Even though the adult UK book market seems to be a little weary of translations, the launch of a new children’s book publisher that focuses on translated novels indicates the children’s book market is welcoming foreign books with open arms.
Recently, the children’s book market in the UK has seen the rise of a new children’s book imprint. In an article on the website of The Independent the reasons for the founding of this new publishing house are explained: Adam Freudenheim and Stephanie Siegmuller founded Pushkin Children’s book when they discovered their favourite children’s books weren’t available in English. Even though the imprint has not been around that long, its first publication has already seen the light of day.
The imprint’s first publication is called The Story of the Blue Planet by author Andri Snaer Magnason. Magnason has written ‘an eco-fable with a Roald Dahl-ish dark twist.’ The story takes place on a blue, happy planet without grown-ups. One day, a rocket ship arrives that promises to make life even more fun by creating a world in which no-one has to bathe ever again. Abroad, the book has already been embraced by the public: it has won the Icelandic Literary Prize and has been translated into 12 languages. Moreover, it has been turned into a play as well.
The next book the publishing house will launch is Oska Pollock, a novel about a teenage girl with magical powers written by Anne Plichota. The imprint sure knows how to pick its books, as this one has already been dubbed ‘the French Harry Potter.’ The film rights of Oska Pollock have been sold to the makers of Twilight, so it is very likely that the book will become a hit. Success guaranteed!
According to Literature Across Frontiers, translations only make up for 2.5% of all books in the United Kingdom and Ireland (and 4.5% of all fiction, poetry and drama). By contrast, this is about 14% in France. However, contrary to other European countries, the UK does not keep track of the number of translated children’s books that is published, so this number might be a little higher. It is remarkable that the number of translations for children’s books isn’t documented, as a number of the UK’s most beloved children’s books are actually translations.
Take for example the Kinder- und Hausmärchen (Children and Household Tales) of the Grimm Brothers. Even though the book wasn’t originally intended for children, sales really took off when an illustrated edition with drawings made by brother Ludwig was published in 1825. And what about Tintin?
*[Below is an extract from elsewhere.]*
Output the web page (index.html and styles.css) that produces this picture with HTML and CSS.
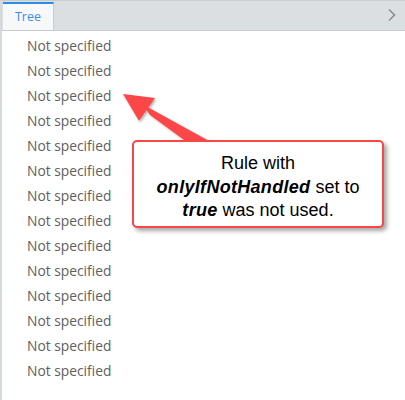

The originally French comics were first translated in 1951. In this translation, many French elements were kept: Snowy, for example, had retained its French name, which was Milou. When The Adventures of Tintin were again translated in 1958, the translators often consulted Hervé Leger to ensure the comics featured the word play of the original.
In 2013, the Marsh Award, for Children’s Literature in Translation was awarded to Howard Curtis. He received this prize for his translation of Fabio Geda’s In the Sea There Are Crocodiles. Daniel Hahn presented the prize and stressed that translation ‘isn’t less important for children, but more. How could it not be vital for readers who are uniquely open to explorations of their own language; how can it not be essential for readers who, just now, are beginning to define the horizons of their experiences of the world.’ We at Kwintessential couldn’t agree more!